In 1904, Frederick Rhead became art director for Roseville pottery. Rhead was responsible for the production of scarce art pottery lines such as Fudji, Crystalis, Della Robbia and Aztec.
In the early teens as demand for the more expensive, hand-crafted art pottery declined Roseville pottery shifted production to more commercially produced pottery. Roseville's ability to nimbly adapt to market conditions was one of the potteries' greatest attributes as Roseville was continually able to produce the most popular patterns and styles compared to their immediate competitors.
In 1919, Frank Ferrel succeeded Harry Rhead (Frederick's brother) as art director for Roseville pottery. Frank Frerrel and George Krause combined to produce many of today's most popular Rosevilly pottery patterns including Dahlrose, Rosecraft, Hexagon, Ferella.Sunflower, Blackberry, Cherry Blossom and Wisteria.
Roseville pottery introduced Pinecone in 1935. Pinecone became the most successful and highest volume pattern produced during the existence of Roseville pottery. The pattern includes over 75 different shapes in blue, brown, and green.
World War II necessitated another production change for Roseville pottery. During this time period, Roseville introduced such patterns as Fuchsia, Cosmos, Columbine, White Rose, Bittersweet and Zephyr Lily. While these patterns were still the best quality art pottery in the market at this time, it was not enough to save the company. Roseville Pottery ceased operations in 1954.
Throughout Roseville's days of production, its versatility and innovativeness served to keep the company at the forefront of the various decorating styles and buying public trends. Even to this day, Roseville pottery still represents the most widely known and most collectible art pottery ever produced.
Roseville Pottery Marks
The Roseville Pottery Company used many different marks during its existence. The earliest marks used by Roseville pottery were the die-impressed Rozane marks and the wafer marks (Photo 1) associated with the various Rozane patterns. In 1923, Rosevilly pottery started using the blue ink stamp Rv mark that is often seen on patterns such as Roseville Carnelian I, Rosecraft Panel, Rosecraft Vintage, etc. (Photo 2).
Roseville pottery patterns produced between 1927 and 1935 were marked with only paper or foil labels and sometimes with the corresponding shape number and size. Roseville patterns with paper or foil labels include such notable lines as Baneda, Blackberry, Cherry Blossom, Falline, Falline, Futura, Jonquil, Monticello and Sunflower. (Photo 3).
In 1936, Roseville pottery started using the die-impressed trademark Roseville and the corresponding shape number and size in script.

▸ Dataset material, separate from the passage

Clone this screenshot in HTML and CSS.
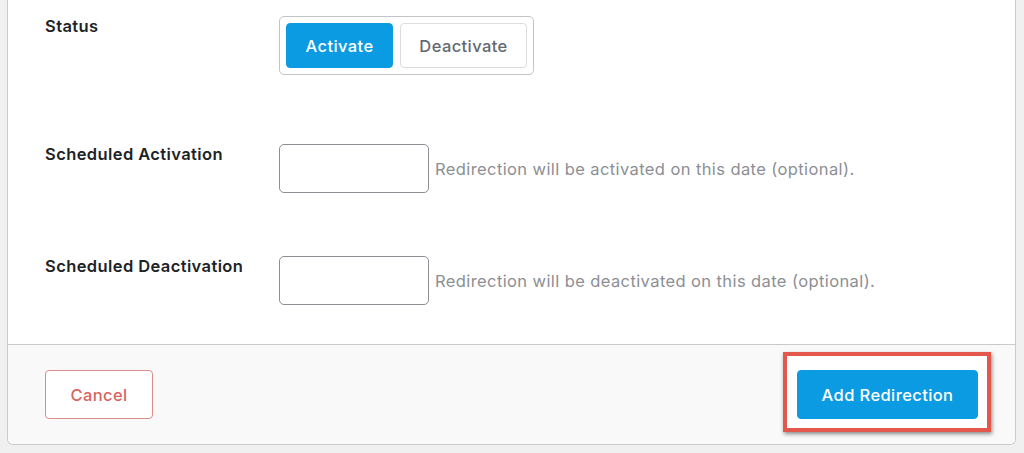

Beginning in 1940, Roseville pottery started marking pieces with the more commonly seen, raised Roseville USA along with the corresponding shape number and size. (Photos 4 and 5).
Rosevilly pottery patterns such as Pinecone that was produced over a long period of time often confuse new Roseville pottery collectors, due to the variety of marks used during the pattern's years of production. For example, is possible to find Roseville Pinecone either unmarked; marked with the die-impressed trademark Roseville with the shape number and size; or marked with the raised Roseville USA along with the shape number and size.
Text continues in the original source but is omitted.